Hamdash thinks the number of Shii converts in Algeria reach about 3000, though Shii websites claim the number reaches 75000, which he thinks it is incorrect and is used in their propaganda to make the Algerians think that there is a Shii base in Algeria.

Religion and Politics 

Hamdash has called upon the Algerian authorities, in particularly, Ministry of Religious Endowments, which he described its position as “weak” to intervene in order to stop “the spread of Shi’ism” and ‘put an end to’ the Iranian embassy’s related activities. He also called on the security authorities to cancel the security agreement with their Iranian counterparts and not to build any political, diplomatic or economic relations with Iran which he accused of committing bloody crimes against Sunnis at the hands of its militias in Syria.


For his part, writer and former adviser to the Ministry of Religious Affairs, Ada Falahi has told Al Jazeera Net that the issue has been exaggerated by the ongoing anti-Shia campaign in Algeria and this can be attributed to the current turmoil in Syria and the ongoing ideological conflict between the Salafis and the Shia.

According to Falahi, the relative rise of Salafis in Algeria has encourage them exaggerate the power of the Shii movement and give it this ‘baseless’ magnitude.

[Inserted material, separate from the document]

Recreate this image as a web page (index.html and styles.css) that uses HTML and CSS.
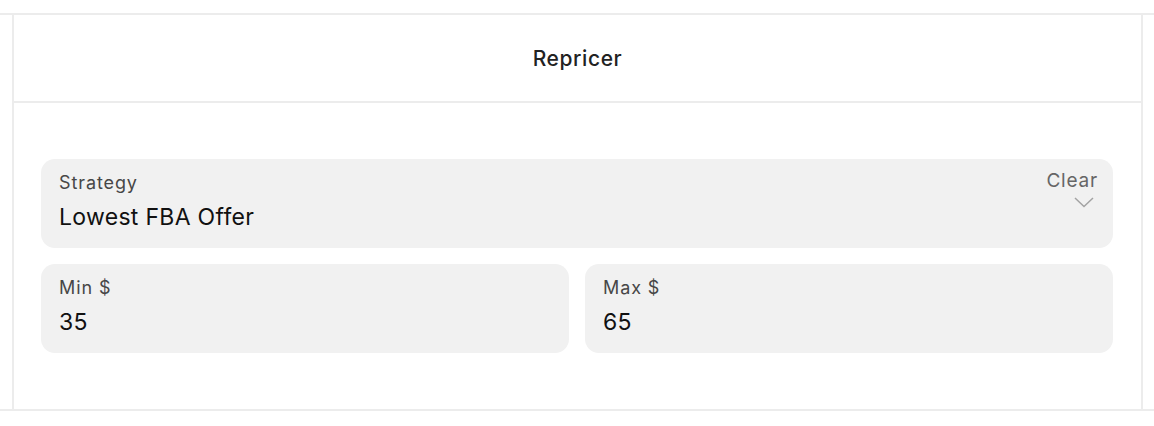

In his view, the escalation can be linked to the development in other countries, in particularly Syria, because the Salafi movement see that the Shii trend is supporting the Syrian regime and it is committing massacres against the Sunnis in Syria. For this reason, Falahi thinks, the Salafis exaggerate the Shii threat to the extent that they criticise the formal relation between Algeria and Iran and demand cancellation of a security agreement that has been recently held between the two countries. However, Falahi, does not deny the existence of Shii activism in Algeria. Minister of Religious Affairs also recognises its existence and regards it one of the intellectual and religious movements in the world, not only in Algeria.

Falahi stresses that raising this issue can be linked to two factors, the first is religious related to the Salafi-Shii conflict and the second is political stirred by political circles in a bid to thwart any rapprochement with Iran. He rejects that any party has statistics and in his opinion; the security institution is the only party that has an approximate number.